Por Beatriz Contelli
São Paulo

O que diriam os escravizados de São Domingos (Haiti), os zapatistas de Morelos (México), os revoltosos da Frente Sandinista (Nicarágua) e os quéchuas de Lima, se ao invés dos colonizadores, fossem os povos colonizados o personagem principal da História?

Amplamente eurocêntrico, o processo de colonização tem como pressuposto uma dominação cultural e ideológica, que usa uma suposta hegemonia europeia como justificativa para controlar todas as formas de subjetividade e produção do conhecimento.

Em seus escritos, Marx já denunciava que a colonização é, antes de tudo, “o emprego das forças armadas, a violência da conquista de territórios e a submissão de povos”. Propagada como “oficial”, a História dos dominadores reflete uma História de barbárie, de exterminação e de opressão impiedosa.

Contar a História do ponto de vista dos explorados – escovar a História a contrapelo – é desmistificar os feitos da modernidade e desnaturalizar a superioridade de raça.
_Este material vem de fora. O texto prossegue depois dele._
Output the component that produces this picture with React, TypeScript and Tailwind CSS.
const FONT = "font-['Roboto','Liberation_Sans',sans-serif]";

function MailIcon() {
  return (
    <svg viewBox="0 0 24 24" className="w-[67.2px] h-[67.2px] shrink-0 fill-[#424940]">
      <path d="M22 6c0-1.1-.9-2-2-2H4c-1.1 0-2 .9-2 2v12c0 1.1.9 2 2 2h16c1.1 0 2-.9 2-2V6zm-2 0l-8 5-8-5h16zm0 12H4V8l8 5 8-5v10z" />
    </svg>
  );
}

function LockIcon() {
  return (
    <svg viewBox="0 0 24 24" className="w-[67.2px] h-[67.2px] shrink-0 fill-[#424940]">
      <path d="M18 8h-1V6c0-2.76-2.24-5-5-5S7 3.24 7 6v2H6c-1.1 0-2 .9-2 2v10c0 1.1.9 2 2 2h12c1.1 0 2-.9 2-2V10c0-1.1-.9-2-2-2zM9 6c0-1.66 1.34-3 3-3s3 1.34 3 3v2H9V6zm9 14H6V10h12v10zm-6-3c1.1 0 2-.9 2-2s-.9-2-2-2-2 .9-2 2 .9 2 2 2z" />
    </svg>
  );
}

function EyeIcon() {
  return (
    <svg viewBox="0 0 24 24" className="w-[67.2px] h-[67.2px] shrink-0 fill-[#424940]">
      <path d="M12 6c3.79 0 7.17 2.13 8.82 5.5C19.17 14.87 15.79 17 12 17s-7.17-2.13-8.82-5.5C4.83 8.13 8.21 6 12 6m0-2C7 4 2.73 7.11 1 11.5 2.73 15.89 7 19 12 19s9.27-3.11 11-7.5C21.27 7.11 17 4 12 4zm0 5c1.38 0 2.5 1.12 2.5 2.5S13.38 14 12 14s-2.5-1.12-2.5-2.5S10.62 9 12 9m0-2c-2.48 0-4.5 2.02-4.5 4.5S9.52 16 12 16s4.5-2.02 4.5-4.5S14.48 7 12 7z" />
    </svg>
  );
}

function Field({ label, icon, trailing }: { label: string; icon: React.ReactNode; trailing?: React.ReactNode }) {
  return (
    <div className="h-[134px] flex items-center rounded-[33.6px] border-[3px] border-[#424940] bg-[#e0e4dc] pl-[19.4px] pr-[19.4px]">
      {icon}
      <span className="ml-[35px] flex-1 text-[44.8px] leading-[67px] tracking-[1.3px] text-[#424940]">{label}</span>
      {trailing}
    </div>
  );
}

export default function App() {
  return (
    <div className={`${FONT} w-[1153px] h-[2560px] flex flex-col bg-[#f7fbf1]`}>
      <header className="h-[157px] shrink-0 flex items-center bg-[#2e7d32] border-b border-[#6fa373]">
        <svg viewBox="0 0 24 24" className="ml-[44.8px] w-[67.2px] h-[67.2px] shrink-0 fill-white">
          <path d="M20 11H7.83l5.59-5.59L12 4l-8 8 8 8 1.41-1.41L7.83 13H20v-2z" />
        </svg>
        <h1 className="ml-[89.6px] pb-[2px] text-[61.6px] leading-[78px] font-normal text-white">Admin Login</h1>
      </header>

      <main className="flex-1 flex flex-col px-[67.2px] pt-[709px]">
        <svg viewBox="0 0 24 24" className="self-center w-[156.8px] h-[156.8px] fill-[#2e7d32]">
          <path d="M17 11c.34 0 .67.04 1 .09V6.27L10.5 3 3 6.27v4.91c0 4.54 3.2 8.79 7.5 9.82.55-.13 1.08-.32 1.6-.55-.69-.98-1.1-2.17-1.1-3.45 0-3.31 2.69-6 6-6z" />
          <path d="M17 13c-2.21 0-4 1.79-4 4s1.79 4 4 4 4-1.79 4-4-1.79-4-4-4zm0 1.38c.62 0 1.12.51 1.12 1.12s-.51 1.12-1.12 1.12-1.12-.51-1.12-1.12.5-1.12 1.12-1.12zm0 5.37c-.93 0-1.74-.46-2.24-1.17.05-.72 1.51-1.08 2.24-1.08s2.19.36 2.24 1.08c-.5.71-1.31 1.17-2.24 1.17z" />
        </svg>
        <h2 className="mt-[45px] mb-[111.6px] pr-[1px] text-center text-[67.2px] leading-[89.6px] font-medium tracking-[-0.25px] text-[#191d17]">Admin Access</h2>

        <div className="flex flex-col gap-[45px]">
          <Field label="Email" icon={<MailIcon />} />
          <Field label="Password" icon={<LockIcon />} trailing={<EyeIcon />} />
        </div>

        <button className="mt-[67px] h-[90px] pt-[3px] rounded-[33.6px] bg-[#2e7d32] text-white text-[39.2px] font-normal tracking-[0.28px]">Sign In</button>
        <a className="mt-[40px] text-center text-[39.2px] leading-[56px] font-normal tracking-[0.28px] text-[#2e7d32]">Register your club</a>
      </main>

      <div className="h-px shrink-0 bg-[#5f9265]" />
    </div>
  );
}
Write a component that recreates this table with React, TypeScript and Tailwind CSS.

Contar a História do ponto de vista dos vencidos é torná-los mais que meros objetos, e sim sujeitos da História.

Em memória aos condenados da Terra, é preciso se desvencilhar de armadilhas liberais e contar a História do ponto de vista do colonizado, não como um pedido por reformas, mas como o esforço de um povo, para retomar em mãos a sua História.

Não nos esqueçamos que é moralmente inaceitável julgar da mesma forma os colonizados de São Domingos, que fazem uma revolução a fim de abolir a escravidão, e os colonizadores que lutam para eternizar a escravidão e a dominação colonial.

Não nos esqueçamos das elites latifundiárias que usurpou terras indígenas e da luta zapatista para retomar algo que, historicamente, era seu por direito.

Não nos esqueçamos da intervenção militar norte-americana em território nicaraguense e da atuação dos sandinistas em livrar seu país da influência imperialista.

Não nos esqueçamos da devastação do império inca imposta pela colonização espanhola e da perseverança do povo quéchua em preservar suas tradições.

Sufocada pelo colonialismo, a História, ao simpatizar com o vencedor, beneficia os dominadores, e ao entregar-se à classe dominante, esquece dos corpos que estão prostrados no chão.

Marx sabia que o avanço colonial traria em suas mãos o sangue, a miséria e a degradação dos povos. Hoje é preciso que saibamos que contar a História do ponto de vista dos povos colonizados impede que o aliado se transforme em inimigo e o inimigo se transforme em aliado.